Written request - Determine how many lines in the entries below include "screenshot". The reply should be that number and nothing else.

Data provided -
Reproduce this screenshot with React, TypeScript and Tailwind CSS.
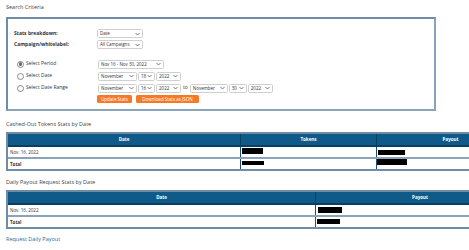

---

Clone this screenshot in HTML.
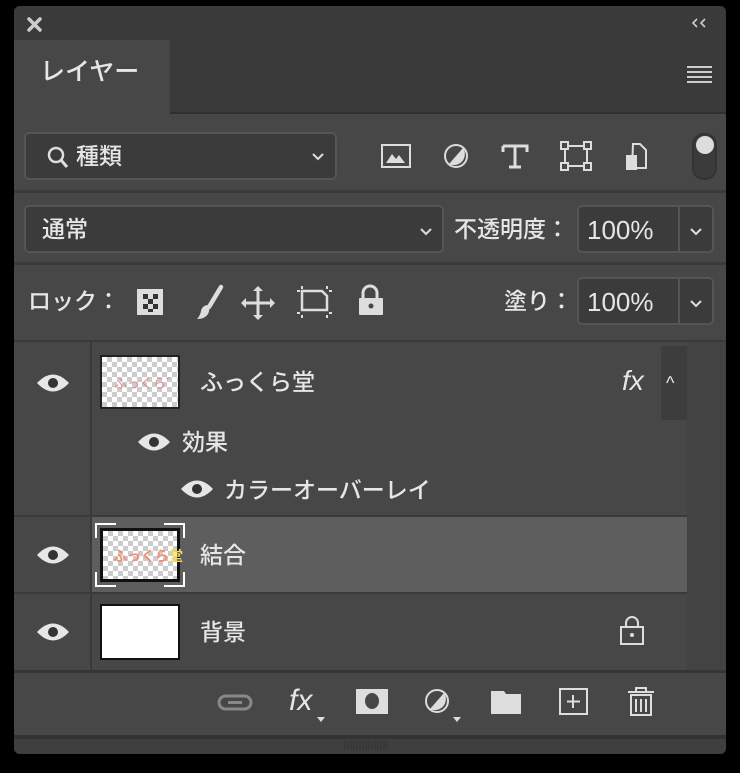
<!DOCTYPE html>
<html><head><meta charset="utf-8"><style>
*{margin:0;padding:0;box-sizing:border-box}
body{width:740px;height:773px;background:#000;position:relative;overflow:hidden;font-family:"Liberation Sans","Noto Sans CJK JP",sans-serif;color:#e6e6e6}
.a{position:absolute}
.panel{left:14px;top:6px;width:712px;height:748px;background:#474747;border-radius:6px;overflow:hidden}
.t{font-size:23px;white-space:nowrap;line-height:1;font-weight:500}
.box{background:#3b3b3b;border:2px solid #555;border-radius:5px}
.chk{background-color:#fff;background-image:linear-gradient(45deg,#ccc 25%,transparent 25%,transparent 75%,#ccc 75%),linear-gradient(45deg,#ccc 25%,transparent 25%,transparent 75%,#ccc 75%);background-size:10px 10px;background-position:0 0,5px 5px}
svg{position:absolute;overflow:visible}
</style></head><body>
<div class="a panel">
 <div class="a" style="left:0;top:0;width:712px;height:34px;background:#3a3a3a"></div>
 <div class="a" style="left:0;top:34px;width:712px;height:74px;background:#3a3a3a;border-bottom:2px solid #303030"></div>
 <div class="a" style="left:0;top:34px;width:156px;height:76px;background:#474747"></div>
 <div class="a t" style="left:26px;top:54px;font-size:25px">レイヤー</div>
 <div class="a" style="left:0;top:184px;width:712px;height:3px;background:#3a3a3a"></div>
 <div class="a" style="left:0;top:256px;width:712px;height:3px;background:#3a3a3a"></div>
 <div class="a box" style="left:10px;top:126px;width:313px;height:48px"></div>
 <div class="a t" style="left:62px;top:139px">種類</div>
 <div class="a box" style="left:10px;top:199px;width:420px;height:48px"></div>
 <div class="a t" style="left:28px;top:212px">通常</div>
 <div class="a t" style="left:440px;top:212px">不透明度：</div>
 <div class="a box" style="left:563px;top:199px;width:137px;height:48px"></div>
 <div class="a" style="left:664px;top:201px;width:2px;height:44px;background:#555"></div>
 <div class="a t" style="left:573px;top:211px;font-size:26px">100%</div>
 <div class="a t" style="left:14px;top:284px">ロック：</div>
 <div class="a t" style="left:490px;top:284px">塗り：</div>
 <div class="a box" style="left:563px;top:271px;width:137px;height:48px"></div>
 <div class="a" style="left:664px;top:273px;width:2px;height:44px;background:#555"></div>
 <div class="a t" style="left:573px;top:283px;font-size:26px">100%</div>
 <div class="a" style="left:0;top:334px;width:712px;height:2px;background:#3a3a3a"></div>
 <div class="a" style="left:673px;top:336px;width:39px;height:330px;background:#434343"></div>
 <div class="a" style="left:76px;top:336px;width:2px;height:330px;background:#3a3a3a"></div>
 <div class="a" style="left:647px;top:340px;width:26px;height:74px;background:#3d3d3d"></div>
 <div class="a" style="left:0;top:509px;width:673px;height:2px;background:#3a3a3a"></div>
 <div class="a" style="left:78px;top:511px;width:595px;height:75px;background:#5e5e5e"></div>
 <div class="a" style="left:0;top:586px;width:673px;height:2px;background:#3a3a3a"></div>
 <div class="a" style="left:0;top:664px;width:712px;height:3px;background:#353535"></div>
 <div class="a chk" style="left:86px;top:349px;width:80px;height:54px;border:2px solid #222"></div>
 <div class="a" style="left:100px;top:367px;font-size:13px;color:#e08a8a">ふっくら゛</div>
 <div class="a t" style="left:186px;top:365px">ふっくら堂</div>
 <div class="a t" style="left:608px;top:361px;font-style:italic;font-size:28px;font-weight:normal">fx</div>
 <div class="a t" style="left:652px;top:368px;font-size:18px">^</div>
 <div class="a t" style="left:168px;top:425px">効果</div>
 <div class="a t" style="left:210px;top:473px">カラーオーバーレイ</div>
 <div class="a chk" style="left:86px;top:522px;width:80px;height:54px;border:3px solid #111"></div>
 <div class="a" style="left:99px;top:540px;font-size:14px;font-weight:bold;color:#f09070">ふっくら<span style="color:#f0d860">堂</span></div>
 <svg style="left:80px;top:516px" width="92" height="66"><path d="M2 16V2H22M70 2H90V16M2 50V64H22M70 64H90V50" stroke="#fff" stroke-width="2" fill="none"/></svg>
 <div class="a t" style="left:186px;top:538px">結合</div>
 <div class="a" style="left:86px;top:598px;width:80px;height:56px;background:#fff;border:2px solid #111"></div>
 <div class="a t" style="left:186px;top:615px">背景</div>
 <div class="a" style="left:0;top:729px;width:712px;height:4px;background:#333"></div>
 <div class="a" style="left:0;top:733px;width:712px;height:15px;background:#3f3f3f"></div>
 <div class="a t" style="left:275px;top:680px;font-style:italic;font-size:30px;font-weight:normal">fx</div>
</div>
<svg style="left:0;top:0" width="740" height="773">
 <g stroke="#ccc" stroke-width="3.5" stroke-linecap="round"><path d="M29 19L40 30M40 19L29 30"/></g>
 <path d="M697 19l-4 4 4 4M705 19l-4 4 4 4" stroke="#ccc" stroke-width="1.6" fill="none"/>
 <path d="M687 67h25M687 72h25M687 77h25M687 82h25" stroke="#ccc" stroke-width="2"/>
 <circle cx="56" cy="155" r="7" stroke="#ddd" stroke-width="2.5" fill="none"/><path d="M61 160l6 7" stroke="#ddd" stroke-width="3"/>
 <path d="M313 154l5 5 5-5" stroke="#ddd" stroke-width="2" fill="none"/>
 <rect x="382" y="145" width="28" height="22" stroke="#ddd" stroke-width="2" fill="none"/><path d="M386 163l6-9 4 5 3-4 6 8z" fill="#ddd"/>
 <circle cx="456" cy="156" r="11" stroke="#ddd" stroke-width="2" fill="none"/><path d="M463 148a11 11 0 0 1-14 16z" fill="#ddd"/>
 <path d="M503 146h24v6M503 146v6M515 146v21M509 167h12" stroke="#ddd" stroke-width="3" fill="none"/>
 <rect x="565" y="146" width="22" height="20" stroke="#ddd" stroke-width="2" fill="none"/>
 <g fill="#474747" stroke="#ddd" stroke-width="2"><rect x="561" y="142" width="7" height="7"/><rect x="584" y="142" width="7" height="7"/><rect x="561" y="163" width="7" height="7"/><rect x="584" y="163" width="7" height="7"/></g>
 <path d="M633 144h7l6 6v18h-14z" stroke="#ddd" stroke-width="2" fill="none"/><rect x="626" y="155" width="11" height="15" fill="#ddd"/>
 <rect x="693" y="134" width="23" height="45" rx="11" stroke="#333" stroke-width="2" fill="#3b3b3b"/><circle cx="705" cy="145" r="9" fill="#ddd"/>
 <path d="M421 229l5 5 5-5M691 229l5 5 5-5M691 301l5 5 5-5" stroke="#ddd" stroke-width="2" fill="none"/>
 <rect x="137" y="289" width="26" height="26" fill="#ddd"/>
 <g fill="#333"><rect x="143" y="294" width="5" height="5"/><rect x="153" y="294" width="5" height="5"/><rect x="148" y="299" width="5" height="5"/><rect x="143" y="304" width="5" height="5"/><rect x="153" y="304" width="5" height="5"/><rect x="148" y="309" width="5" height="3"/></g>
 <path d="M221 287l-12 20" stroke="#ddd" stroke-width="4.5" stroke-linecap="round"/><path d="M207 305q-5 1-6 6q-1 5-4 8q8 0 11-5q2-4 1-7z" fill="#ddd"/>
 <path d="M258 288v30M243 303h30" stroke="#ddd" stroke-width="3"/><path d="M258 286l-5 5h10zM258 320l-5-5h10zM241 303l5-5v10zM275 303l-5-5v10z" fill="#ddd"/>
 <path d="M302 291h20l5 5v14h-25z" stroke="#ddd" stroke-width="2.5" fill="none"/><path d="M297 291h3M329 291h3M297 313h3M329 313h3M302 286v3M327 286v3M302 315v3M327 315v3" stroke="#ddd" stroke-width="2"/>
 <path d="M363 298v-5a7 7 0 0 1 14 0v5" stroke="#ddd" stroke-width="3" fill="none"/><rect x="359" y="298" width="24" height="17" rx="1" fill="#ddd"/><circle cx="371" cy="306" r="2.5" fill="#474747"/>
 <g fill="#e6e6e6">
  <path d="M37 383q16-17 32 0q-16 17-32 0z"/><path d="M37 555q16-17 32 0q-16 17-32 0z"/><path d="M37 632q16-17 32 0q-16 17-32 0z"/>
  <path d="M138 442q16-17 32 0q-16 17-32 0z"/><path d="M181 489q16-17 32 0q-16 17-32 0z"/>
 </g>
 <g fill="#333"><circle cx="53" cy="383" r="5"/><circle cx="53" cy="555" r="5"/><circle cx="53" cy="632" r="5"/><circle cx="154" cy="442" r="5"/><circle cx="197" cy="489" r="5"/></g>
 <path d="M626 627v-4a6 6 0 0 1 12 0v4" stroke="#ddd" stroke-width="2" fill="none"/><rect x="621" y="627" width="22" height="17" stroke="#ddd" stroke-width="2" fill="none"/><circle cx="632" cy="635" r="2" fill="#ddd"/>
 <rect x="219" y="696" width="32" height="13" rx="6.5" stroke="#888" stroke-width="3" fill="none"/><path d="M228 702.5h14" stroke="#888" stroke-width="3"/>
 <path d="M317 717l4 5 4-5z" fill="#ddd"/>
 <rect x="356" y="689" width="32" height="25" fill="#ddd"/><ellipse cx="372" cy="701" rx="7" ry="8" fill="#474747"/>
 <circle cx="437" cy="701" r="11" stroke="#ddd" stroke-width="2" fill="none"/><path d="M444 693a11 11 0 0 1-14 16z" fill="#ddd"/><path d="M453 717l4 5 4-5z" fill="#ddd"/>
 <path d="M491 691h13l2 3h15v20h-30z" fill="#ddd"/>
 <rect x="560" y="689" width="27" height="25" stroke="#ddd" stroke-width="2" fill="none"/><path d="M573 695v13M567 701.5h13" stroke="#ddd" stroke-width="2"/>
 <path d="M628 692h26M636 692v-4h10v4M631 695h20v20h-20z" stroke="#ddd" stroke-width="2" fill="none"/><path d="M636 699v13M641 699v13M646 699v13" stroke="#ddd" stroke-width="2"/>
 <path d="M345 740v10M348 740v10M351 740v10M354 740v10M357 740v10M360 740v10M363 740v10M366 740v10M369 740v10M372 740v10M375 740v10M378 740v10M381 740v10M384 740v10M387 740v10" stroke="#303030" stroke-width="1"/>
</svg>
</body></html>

Solution for this exercise - 2